◆ Given exercise:
Transcribe everything in the data word for word. Pictures are left out.
>> Begin
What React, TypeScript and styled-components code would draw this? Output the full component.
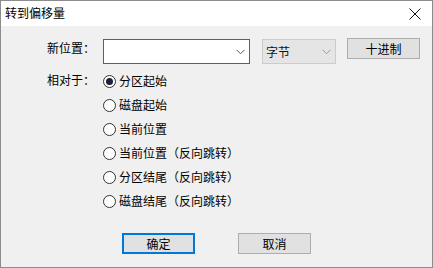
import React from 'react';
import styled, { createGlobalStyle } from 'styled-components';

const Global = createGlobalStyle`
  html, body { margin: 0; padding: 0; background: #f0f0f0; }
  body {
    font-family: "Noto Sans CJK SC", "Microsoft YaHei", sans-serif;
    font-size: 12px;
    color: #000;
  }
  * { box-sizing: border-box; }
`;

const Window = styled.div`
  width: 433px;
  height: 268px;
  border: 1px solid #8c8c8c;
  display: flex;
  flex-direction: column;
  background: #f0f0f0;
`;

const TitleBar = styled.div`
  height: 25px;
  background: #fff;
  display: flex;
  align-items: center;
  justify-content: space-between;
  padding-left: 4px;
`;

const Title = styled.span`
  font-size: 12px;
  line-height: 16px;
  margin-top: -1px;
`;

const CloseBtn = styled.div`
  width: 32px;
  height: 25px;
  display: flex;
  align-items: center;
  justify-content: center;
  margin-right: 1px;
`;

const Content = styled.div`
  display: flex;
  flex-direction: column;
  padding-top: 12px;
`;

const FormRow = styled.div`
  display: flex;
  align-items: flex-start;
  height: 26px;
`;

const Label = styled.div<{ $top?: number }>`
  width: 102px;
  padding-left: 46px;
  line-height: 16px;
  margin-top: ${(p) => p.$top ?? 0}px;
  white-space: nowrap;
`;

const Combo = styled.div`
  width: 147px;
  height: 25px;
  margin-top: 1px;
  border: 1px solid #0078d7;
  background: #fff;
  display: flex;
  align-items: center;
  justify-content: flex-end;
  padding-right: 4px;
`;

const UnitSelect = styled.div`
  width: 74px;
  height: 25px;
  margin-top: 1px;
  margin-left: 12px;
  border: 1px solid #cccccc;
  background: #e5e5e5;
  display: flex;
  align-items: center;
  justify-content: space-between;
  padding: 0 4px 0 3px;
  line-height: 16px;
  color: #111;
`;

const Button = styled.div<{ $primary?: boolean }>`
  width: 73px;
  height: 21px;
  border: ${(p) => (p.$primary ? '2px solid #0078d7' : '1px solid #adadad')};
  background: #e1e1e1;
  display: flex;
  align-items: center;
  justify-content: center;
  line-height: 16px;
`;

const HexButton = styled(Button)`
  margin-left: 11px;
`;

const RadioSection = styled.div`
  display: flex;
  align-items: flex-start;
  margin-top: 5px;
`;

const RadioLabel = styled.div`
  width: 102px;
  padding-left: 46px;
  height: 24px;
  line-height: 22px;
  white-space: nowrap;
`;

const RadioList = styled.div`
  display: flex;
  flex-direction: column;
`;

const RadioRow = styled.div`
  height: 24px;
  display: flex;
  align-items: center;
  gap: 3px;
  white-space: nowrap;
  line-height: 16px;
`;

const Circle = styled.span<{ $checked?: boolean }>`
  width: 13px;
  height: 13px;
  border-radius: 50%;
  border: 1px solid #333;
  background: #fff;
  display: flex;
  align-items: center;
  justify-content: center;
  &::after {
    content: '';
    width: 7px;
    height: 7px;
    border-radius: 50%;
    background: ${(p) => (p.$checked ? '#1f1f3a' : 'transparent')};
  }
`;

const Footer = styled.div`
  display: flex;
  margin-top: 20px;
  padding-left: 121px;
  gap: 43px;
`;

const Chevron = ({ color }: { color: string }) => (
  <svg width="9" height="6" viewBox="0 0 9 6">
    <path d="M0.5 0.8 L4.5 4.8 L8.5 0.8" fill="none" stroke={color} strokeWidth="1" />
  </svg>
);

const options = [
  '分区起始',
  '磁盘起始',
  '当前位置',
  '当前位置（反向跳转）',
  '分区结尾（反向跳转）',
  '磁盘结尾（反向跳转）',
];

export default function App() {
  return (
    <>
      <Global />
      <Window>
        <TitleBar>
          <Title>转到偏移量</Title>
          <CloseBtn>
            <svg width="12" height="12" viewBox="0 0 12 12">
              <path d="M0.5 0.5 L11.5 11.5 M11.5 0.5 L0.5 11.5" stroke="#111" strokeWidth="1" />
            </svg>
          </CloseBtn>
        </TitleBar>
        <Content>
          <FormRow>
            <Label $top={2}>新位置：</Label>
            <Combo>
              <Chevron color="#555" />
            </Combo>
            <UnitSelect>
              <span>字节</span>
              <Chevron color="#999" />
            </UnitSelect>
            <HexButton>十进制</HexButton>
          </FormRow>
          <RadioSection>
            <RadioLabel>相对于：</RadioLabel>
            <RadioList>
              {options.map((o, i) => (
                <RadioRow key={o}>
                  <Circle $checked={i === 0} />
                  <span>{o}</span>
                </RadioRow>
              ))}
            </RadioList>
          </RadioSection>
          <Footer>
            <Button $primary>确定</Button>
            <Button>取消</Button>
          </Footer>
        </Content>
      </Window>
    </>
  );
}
>> End
◆ Task result:
What React, TypeScript and styled-components code would draw this? Output the full component.
import React from 'react';
import styled, { createGlobalStyle } from 'styled-components';

const Global = createGlobalStyle`
  html, body { margin: 0; padding: 0; background: #f0f0f0; }
  body {
    font-family: "Noto Sans CJK SC", "Microsoft YaHei", sans-serif;
    font-size: 12px;
    color: #000;
  }
  * { box-sizing: border-box; }
`;

const Window = styled.div`
  width: 433px;
  height: 268px;
  border: 1px solid #8c8c8c;
  display: flex;
  flex-direction: column;
  background: #f0f0f0;
`;

const TitleBar = styled.div`
  height: 25px;
  background: #fff;
  display: flex;
  align-items: center;
  justify-content: space-between;
  padding-left: 4px;
`;

const Title = styled.span`
  font-size: 12px;
  line-height: 16px;
  margin-top: -1px;
`;

const CloseBtn = styled.div`
  width: 32px;
  height: 25px;
  display: flex;
  align-items: center;
  justify-content: center;
  margin-right: 1px;
`;

const Content = styled.div`
  display: flex;
  flex-direction: column;
  padding-top: 12px;
`;

const FormRow = styled.div`
  display: flex;
  align-items: flex-start;
  height: 26px;
`;

const Label = styled.div<{ $top?: number }>`
  width: 102px;
  padding-left: 46px;
  line-height: 16px;
  margin-top: ${(p) => p.$top ?? 0}px;
  white-space: nowrap;
`;

const Combo = styled.div`
  width: 147px;
  height: 25px;
  margin-top: 1px;
  border: 1px solid #0078d7;
  background: #fff;
  display: flex;
  align-items: center;
  justify-content: flex-end;
  padding-right: 4px;
`;

const UnitSelect = styled.div`
  width: 74px;
  height: 25px;
  margin-top: 1px;
  margin-left: 12px;
  border: 1px solid #cccccc;
  background: #e5e5e5;
  display: flex;
  align-items: center;
  justify-content: space-between;
  padding: 0 4px 0 3px;
  line-height: 16px;
  color: #111;
`;

const Button = styled.div<{ $primary?: boolean }>`
  width: 73px;
  height: 21px;
  border: ${(p) => (p.$primary ? '2px solid #0078d7' : '1px solid #adadad')};
  background: #e1e1e1;
  display: flex;
  align-items: center;
  justify-content: center;
  line-height: 16px;
`;

const HexButton = styled(Button)`
  margin-left: 11px;
`;

const RadioSection = styled.div`
  display: flex;
  align-items: flex-start;
  margin-top: 5px;
`;

const RadioLabel = styled.div`
  width: 102px;
  padding-left: 46px;
  height: 24px;
  line-height: 22px;
  white-space: nowrap;
`;

const RadioList = styled.div`
  display: flex;
  flex-direction: column;
`;

const RadioRow = styled.div`
  height: 24px;
  display: flex;
  align-items: center;
  gap: 3px;
  white-space: nowrap;
  line-height: 16px;
`;

const Circle = styled.span<{ $checked?: boolean }>`
  width: 13px;
  height: 13px;
  border-radius: 50%;
  border: 1px solid #333;
  background: #fff;
  display: flex;
  align-items: center;
  justify-content: center;
  &::after {
    content: '';
    width: 7px;
    height: 7px;
    border-radius: 50%;
    background: ${(p) => (p.$checked ? '#1f1f3a' : 'transparent')};
  }
`;

const Footer = styled.div`
  display: flex;
  margin-top: 20px;
  padding-left: 121px;
  gap: 43px;
`;

const Chevron = ({ color }: { color: string }) => (
  <svg width="9" height="6" viewBox="0 0 9 6">
    <path d="M0.5 0.8 L4.5 4.8 L8.5 0.8" fill="none" stroke={color} strokeWidth="1" />
  </svg>
);

const options = [
  '分区起始',
  '磁盘起始',
  '当前位置',
  '当前位置（反向跳转）',
  '分区结尾（反向跳转）',
  '磁盘结尾（反向跳转）',
];

export default function App() {
  return (
    <>
      <Global />
      <Window>
        <TitleBar>
          <Title>转到偏移量</Title>
          <CloseBtn>
            <svg width="12" height="12" viewBox="0 0 12 12">
              <path d="M0.5 0.5 L11.5 11.5 M11.5 0.5 L0.5 11.5" stroke="#111" strokeWidth="1" />
            </svg>
          </CloseBtn>
        </TitleBar>
        <Content>
          <FormRow>
            <Label $top={2}>新位置：</Label>
            <Combo>
              <Chevron color="#555" />
            </Combo>
            <UnitSelect>
              <span>字节</span>
              <Chevron color="#999" />
            </UnitSelect>
            <HexButton>十进制</HexButton>
          </FormRow>
          <RadioSection>
            <RadioLabel>相对于：</RadioLabel>
            <RadioList>
              {options.map((o, i) => (
                <RadioRow key={o}>
                  <Circle $checked={i === 0} />
                  <span>{o}</span>
                </RadioRow>
              ))}
            </RadioList>
          </RadioSection>
          <Footer>
            <Button $primary>确定</Button>
            <Button>取消</Button>
          </Footer>
        </Content>
      </Window>
    </>
  );
}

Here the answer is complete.